New Study Says That Lesbians Hold Hands Better

Jess Ives (R) and Rachel Briscoe (L) from the Bay of Islands celebrate being married during the first same sex marriage at the Rotorua Museum in Rotorua on Monday, August 19, 2013. Roughly the same height, they could switch up their grip at any time.

Photo by Marty Melville/AFP/Getty Images

A new study out this month in the Journal of Homosexuality looks at what factors affect handholding positions among lesbian couples. When two people hold hands, explain authors Alison Che and Richard Wassersug, “the simple biomechanics of handholding require one partner to take an overhand grip of the other person’s hand.” Just as we are all chaos or order muppets, or on team Jif or team Skippy, we can be divided into lead/anterior handholders and trailing/posterior handholders.* But what does this mean?

In heterosexual pairings, the man is more likely to have the dominant hand—in part because he is often taller, which makes that position practical and comfortable. Yet even when height is factored out of the equation, men tend to favor the overhand grip, while women usually slide their hands underneath. (Think, too, of the way children clasp an adult’s hand, as if to claim protection.) In 1971, the sociologist Erving Goffman wrote that while handholding appears egalitarian, “the details neatly allow an expression of the traditional [heteronormative] ideal.”

He continues: “The insides of the two hands are pressed together, in mutual embrace as it were, but the outside of the male’s hand typically faces the oncoming world, whereas the outside of the female’s hand merely follows in the wake of projection.” Goffman believes that the man can “let go at will, since he is the grasper, allowing him to deal with the enemy; she, however, must wriggle out to be free.” But, he asks, “For what reason could she have for needing to free her hand?” 

As someone who cannot grasp the hand of another human being without immediately developing an itch or getting hair in my eyes (does scratching my nose count as “dealing with the enemy?”), I assume that last question is sarcastic. But to further complicate the link between relationship dominance and handholding position, Che and Wassersug looked at pairings that are traditionally seen as more equitable: lesbian couples.

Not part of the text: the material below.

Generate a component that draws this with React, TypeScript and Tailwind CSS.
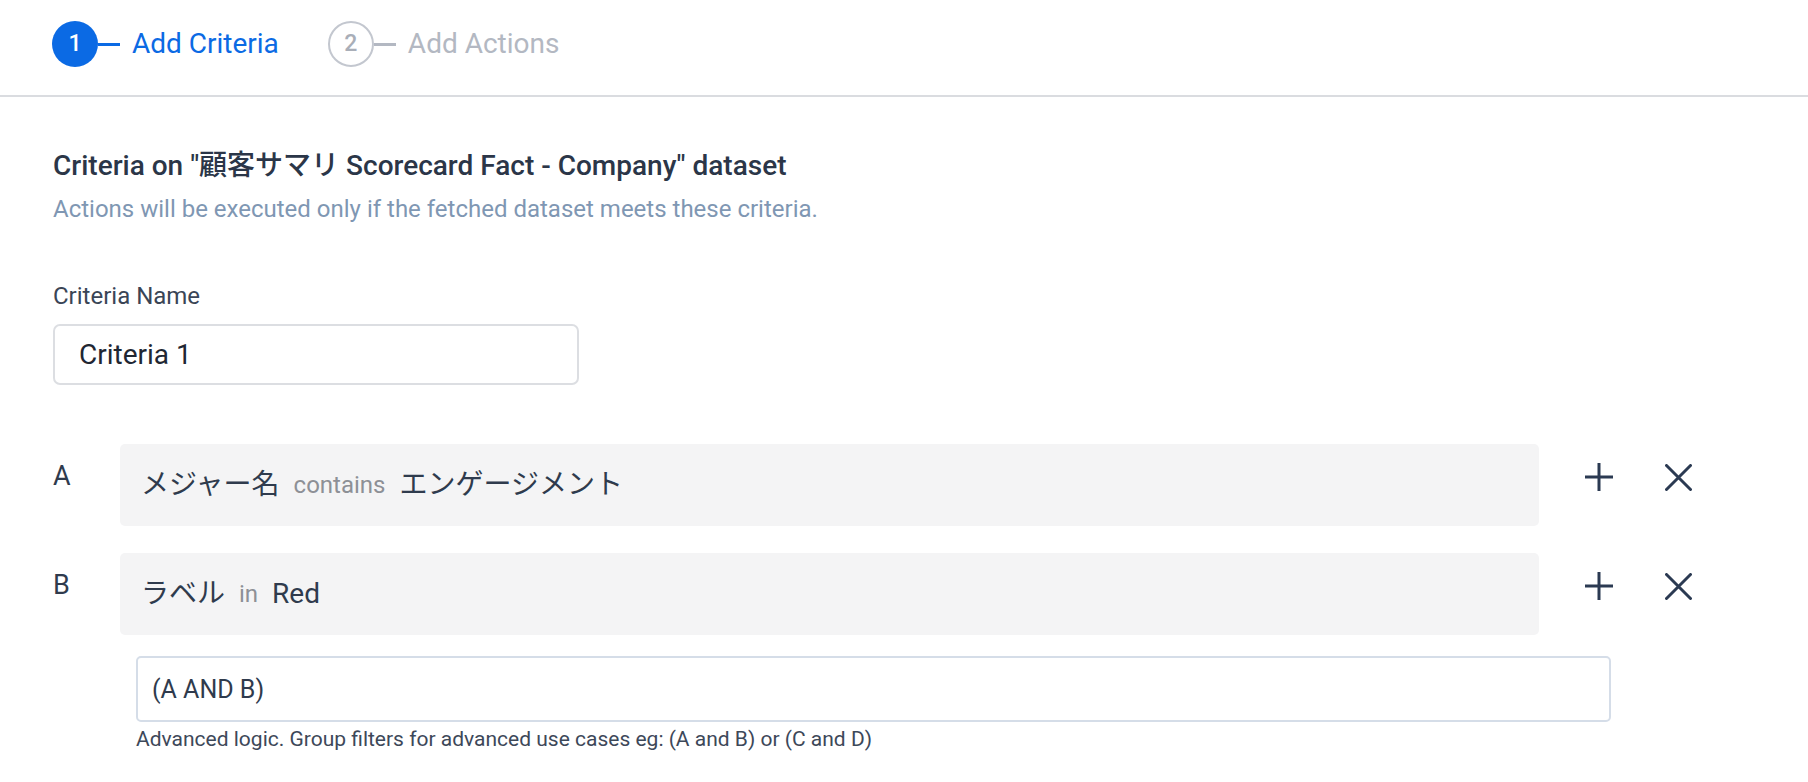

The researchers administered an online survey to 340 women throughout the country in same-sex relationships. Participants were asked to briefly grip their partner’s hand in the way that felt “most natural and comfortable” to them. After noting whose hand fell where, these women were questioned about their “age, height in comparison to their partner’s height, handedness, duration of their relationship, length of time living with that partner, their income, the country and state/province in which they lived, if they had previously been partnered with a male, and whom they felt had the most ‘say’ in decision-making.”

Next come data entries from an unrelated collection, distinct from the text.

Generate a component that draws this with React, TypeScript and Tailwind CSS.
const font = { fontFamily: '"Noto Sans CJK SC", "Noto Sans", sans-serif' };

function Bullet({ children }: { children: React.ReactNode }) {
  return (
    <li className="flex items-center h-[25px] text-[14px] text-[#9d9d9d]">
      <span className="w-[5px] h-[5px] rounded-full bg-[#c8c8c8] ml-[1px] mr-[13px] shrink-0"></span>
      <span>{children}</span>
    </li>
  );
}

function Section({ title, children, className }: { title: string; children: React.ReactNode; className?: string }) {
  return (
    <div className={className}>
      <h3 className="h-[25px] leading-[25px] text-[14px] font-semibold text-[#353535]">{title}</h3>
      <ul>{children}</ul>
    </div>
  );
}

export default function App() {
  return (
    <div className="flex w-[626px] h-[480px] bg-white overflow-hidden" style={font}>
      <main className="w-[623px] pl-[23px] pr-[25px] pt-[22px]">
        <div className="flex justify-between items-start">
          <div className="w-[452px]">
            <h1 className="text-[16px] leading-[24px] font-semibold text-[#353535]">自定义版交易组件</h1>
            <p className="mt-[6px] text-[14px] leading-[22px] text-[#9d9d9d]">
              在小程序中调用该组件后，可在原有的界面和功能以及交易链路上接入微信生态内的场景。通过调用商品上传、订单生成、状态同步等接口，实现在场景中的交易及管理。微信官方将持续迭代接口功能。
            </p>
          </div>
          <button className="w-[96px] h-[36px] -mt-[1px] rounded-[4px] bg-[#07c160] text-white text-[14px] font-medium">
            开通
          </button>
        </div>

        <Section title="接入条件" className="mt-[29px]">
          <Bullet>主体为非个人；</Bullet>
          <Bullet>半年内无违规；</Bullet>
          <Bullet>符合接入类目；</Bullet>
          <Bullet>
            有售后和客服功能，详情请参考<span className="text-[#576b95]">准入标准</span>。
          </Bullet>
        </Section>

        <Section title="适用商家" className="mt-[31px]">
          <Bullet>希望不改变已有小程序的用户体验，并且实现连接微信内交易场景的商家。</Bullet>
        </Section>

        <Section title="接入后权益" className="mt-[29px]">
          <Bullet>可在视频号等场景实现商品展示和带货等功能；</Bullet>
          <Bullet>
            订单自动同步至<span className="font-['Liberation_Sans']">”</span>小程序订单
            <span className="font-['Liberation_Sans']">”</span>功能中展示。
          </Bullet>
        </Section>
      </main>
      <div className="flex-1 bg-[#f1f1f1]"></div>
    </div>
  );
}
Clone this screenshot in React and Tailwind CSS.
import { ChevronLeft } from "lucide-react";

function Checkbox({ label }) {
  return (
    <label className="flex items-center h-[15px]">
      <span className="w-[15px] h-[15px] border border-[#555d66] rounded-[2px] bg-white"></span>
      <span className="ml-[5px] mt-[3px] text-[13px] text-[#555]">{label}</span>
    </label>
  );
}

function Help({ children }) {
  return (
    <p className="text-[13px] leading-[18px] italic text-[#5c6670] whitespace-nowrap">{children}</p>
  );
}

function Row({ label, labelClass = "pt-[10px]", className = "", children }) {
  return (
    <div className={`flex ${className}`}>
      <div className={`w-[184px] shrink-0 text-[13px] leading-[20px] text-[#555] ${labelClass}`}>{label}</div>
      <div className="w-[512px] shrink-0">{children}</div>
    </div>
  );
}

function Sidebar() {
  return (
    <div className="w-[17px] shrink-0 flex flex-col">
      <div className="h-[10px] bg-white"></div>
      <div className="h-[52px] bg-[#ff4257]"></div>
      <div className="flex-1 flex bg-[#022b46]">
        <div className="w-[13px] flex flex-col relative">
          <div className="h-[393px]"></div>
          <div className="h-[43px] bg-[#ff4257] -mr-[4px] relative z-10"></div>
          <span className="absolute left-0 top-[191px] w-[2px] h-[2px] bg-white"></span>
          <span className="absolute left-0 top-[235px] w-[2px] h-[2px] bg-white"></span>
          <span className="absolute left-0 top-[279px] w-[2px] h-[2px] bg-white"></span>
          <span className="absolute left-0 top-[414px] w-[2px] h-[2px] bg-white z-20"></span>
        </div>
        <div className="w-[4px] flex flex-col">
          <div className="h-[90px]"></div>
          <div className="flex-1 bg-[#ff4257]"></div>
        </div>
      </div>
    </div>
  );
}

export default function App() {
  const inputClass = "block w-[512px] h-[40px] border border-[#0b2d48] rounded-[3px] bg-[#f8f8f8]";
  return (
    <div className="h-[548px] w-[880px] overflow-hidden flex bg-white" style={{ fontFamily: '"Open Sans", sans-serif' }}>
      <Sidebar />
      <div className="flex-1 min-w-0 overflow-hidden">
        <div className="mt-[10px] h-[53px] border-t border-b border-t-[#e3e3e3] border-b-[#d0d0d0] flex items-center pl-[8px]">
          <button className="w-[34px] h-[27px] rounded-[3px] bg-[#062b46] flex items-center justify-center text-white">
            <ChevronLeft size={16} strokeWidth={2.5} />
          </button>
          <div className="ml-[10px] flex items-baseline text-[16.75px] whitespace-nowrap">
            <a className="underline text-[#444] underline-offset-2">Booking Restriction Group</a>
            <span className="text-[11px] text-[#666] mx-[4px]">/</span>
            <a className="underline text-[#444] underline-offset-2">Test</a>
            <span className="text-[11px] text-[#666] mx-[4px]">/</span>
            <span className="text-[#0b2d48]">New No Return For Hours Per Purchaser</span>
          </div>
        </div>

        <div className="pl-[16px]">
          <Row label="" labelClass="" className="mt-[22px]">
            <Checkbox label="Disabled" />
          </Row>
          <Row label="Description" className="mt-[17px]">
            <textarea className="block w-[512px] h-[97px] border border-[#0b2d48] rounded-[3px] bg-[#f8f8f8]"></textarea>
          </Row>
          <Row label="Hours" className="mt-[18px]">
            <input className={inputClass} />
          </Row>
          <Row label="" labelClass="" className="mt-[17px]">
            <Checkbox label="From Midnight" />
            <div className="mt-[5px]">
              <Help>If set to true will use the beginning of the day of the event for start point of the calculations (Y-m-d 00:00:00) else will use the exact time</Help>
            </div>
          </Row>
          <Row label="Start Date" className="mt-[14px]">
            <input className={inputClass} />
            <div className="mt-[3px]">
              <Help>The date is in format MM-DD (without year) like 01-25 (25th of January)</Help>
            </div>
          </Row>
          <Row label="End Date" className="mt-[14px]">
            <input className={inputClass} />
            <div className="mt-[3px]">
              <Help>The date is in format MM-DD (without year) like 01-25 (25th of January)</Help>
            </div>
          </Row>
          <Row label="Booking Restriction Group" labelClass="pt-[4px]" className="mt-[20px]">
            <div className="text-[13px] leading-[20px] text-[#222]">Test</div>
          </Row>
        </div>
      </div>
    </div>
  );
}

Out of that overwhelming stream of variables, exactly two made a difference: height (the taller partner was more likely to lead) and relationship history with a man (the partner who’d dated a guy was more likely to trail). “Our results suggest that handholding position does not reflect a dominance or power differential between partners, at least within a female-female relationship,” the researchers write. Instead, it is matter of anatomical expedience. Straight women should be so rational.

Che and Wassersug take things a little further by theorizing a link between heights and dating history, suggesting that shorter (smaller) women may feel more “femme” relative to other ladies, which could lead them to adopt traditionally feminine gender roles. Those same roles would also dispose them to dating guys. So the same variable—shortness—that leads gay women to experiment with men might independently steer them toward taking the lower hand position in their same sex partnerships.

The life-altering effects of a few inches aside, what difference does it make how we entwine our extremities while meandering through the park? I guess it’s nice to be aware of when your expressions of affection are doubling as power displays. Same-sex couples have been held up before as examples of healthy egalitarianism. This study speaks, in one small, specific way, to lesbians’ ability to discard gender scripts that don’t suit them. If only their hetero counterparts were so good at knowing when to tighten a grip—and when to let go.

*Correction, October 4, 2013: This post originally misspelled the name of the peanut butter company Jif.